New
York bukan saja kota yang menyajikan kehidupan yang seakan tak ada matinya.
Menjejakkan kaki di kota terpadat di Amerika Serikat dan kota global terdepan
yang memberi pengaruh besar terhadap ragam putaran bisnis dunia ini, memaksa
kami harus jeli memilih objek untuk diabadikan dalam sebuah catatan kenangan. Maka
ketika kesempatan untuk hadir dalam hitungan hari yang terbilang singkat, kami
tidak bisa meraup semua kesempatan. Pilihan yang disesuaikan minat dan selera
menjadi faktor penentu tujuan menyinggahi kota ini.
Efek
setting film yang memancing rasa penasaran
Di
postingan sebelumnya, saya sudah menceritakan beberapa lokasi wisata New York
yang pernah kami singgahi. Di bagian akhir saya ceritakan bahwa kami sudah
memesan tiket untuk mengunjungi Statue of Liberty. Selepas itu, kami bingung
memilih tempat wisata lainnya. Untunglah suami saya punya tawaran menarik.

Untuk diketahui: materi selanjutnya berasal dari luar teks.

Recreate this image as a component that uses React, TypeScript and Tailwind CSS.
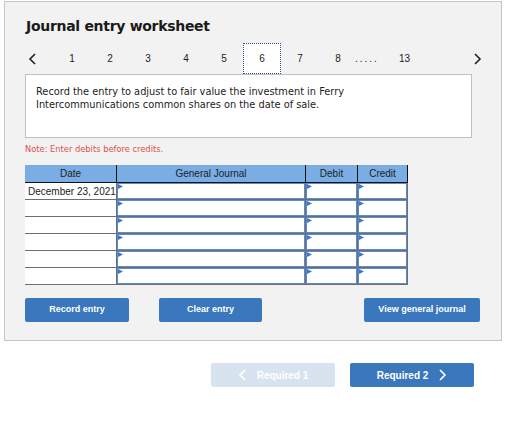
const rows = [
  "December 23, 2021",
  "",
  "",
  "",
  "",
  "",
];

function Flag() {
  return (
    <svg
      className="absolute left-0 top-0"
      width="5"
      height="5"
      viewBox="0 0 5 5"
    >
      <polygon points="0,0 5,2.5 0,5" fill="#3b78c9" />
    </svg>
  );
}

function InputCell() {
  return (
    <div className="h-full border-r border-b border-[#6e6e6e] bg-white">
      <div className="relative h-full border border-[#5b8bd0]">
        <Flag />
      </div>
    </div>
  );
}

function Chevron({ dir, className }: { dir: "left" | "right"; className?: string }) {
  return (
    <svg className={className} width="8" height="12" viewBox="0 0 8 12">
      <polyline
        points={dir === "left" ? "7,1 2,6 7,11" : "1,1 6,6 1,11"}
        fill="none"
        stroke="currentColor"
        strokeWidth="1.6"
      />
    </svg>
  );
}

export default function App() {
  const pages = ["1", "2", "3", "4", "5", "6", "7", "8"];
  return (
    <div className="w-[515px] h-[428px] bg-white pt-px pl-[4px] font-['Liberation_Sans',Arial,sans-serif] text-[#222]">
      <div className="w-[498px] h-[340px] border border-[#c6c6c6] bg-[#f2f2f2]">
        <h1 className="ml-[21px] mt-[14px] h-[20px] text-[14px] leading-[20px] font-bold font-['DejaVu_Sans',Verdana,sans-serif] text-[#1a1a1a] tracking-[-0.3px]">
          Journal entry worksheet
        </h1>

        <div className="mt-[7px] flex h-[31px] items-center pl-[23px] text-[10px] text-[#222]">
          <Chevron dir="left" className="text-[#222]" />
          <div className="w-[17px]" />
          {pages.map((p) =>
            p === "6" ? (
              <div
                key={p}
                className="flex h-full w-[38px] items-center justify-center border border-dotted border-[#2e4f8f] bg-white"
              >
                {p}
              </div>
            ) : (
              <div key={p} className="flex w-[38px] items-center justify-center">
                {p}
              </div>
            )
          )}
          <span className="ml-[-2px] w-[44px] tracking-[2px]">.....</span>
          <span className="w-[14px]">13</span>
          <div className="w-[61px]" />
          <Chevron dir="right" className="text-[#222]" />
        </div>

        <div className="ml-[20px] h-[64px] w-[447px] border border-[#c0c0c0] bg-white px-[10px] pt-[11px] font-['DejaVu_Sans',Verdana,sans-serif] text-[9.8px] leading-[12.5px] text-[#222]">
          Record the entry to adjust to fair value the investment in Ferry
          <br />
          Intercommunications common shares on the date of sale.
        </div>

        <p className="ml-[20px] mt-[6px] font-['DejaVu_Sans',Verdana,sans-serif] text-[8.3px] leading-[10px] text-[#d9534f]">
          Note: Enter debits before credits.
        </p>

        <div className="ml-[20px] mt-[11px] w-[383px]">
          <div className="grid h-[18px] grid-cols-[92px_189px_52px_50px] border-b border-[#111] bg-[#79ade4] text-[10px] text-[#222]">
            <div className="flex items-center justify-center border-r border-[#111]">Date</div>
            <div className="flex items-center justify-center border-r border-[#111]">General Journal</div>
            <div className="flex items-center justify-center border-r border-[#111]">Debit</div>
            <div className="flex items-center justify-center border-r border-[#111]">Credit</div>
          </div>
          {rows.map((d, i) => (
            <div key={i} className="grid h-[17px] grid-cols-[92px_189px_52px_50px]">
              <div className="flex items-center border-r border-b border-[#6e6e6e] bg-white pl-[3px] text-[10px] text-[#222]">
                {d}
              </div>
              <InputCell />
              <InputCell />
              <InputCell />
            </div>
          ))}
        </div>

        <div className="ml-[20px] mt-[13px] flex h-[24px] text-[9px] font-bold text-white">
          <button className="w-[104px] rounded-[2px] bg-[#3a77bc]">Record entry</button>
          <button className="ml-[30px] w-[103px] rounded-[2px] bg-[#3a77bc]">Clear entry</button>
          <button className="ml-[102px] w-[116px] rounded-[2px] bg-[#3a77bc]">View general journal</button>
        </div>
      </div>

      <div className="ml-[207px] mt-[22px] flex h-[24px] text-[10px] font-bold text-white">
        <button className="flex w-[124px] items-center justify-center gap-[11px] rounded-[2px] bg-[#d8e3f0]">
          <Chevron dir="left" />
          <span>Required 1</span>
        </button>
        <button className="ml-[15px] flex w-[124px] items-center justify-center gap-[11px] rounded-[2px] bg-[#3a77bc]">
          <span>Required 2</span>
          <Chevron dir="right" />
        </button>
      </div>
    </div>
  );
}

Begitu diajak ke American Museum of Natural History (AMNH), anak-anak langsung
berseru girang. Sisa waktu di hari itu benar-benar kami manfaatkan sebaik
mungkin.
|
American Museum of Natural History (sumber) |
Kami
melanjutkan perjalanan menuju American Museum of Natural History, salah satu
museum terbesar dan terkenal di dunia. Lokasinya terletak di Central Park West
at 79th Street, New York City, Amerika Serikat. Yang membuat
anak-anak saya antusias karena mereka ingat bahwa museum ini pernah dijadikan setting film “Night at the Museum”. Film
komedi Amerika yang dibintangi aktor komedian Ben Stiller ini, dirilis pada
tahun 2006 dan diputar pertama kali di New York. Film yang mengisahkan
pengalaman seru seorang penjaga museum ini sangat digemari anak-anak saya pada
masa itu.
Satu
hal yang bikin mereka penasaran dalam film itu. Diceritakan bahwa di hari
pertama Larry Daley (tokoh utama di film tersebut) yang bekerja sebagai satpam
di Natural History Museum terkejut melihat benda-benda yang dipajang dalam
museum tersebut bisa hidup dan bergerak. Keajaiban itu terjadi pada malam hari.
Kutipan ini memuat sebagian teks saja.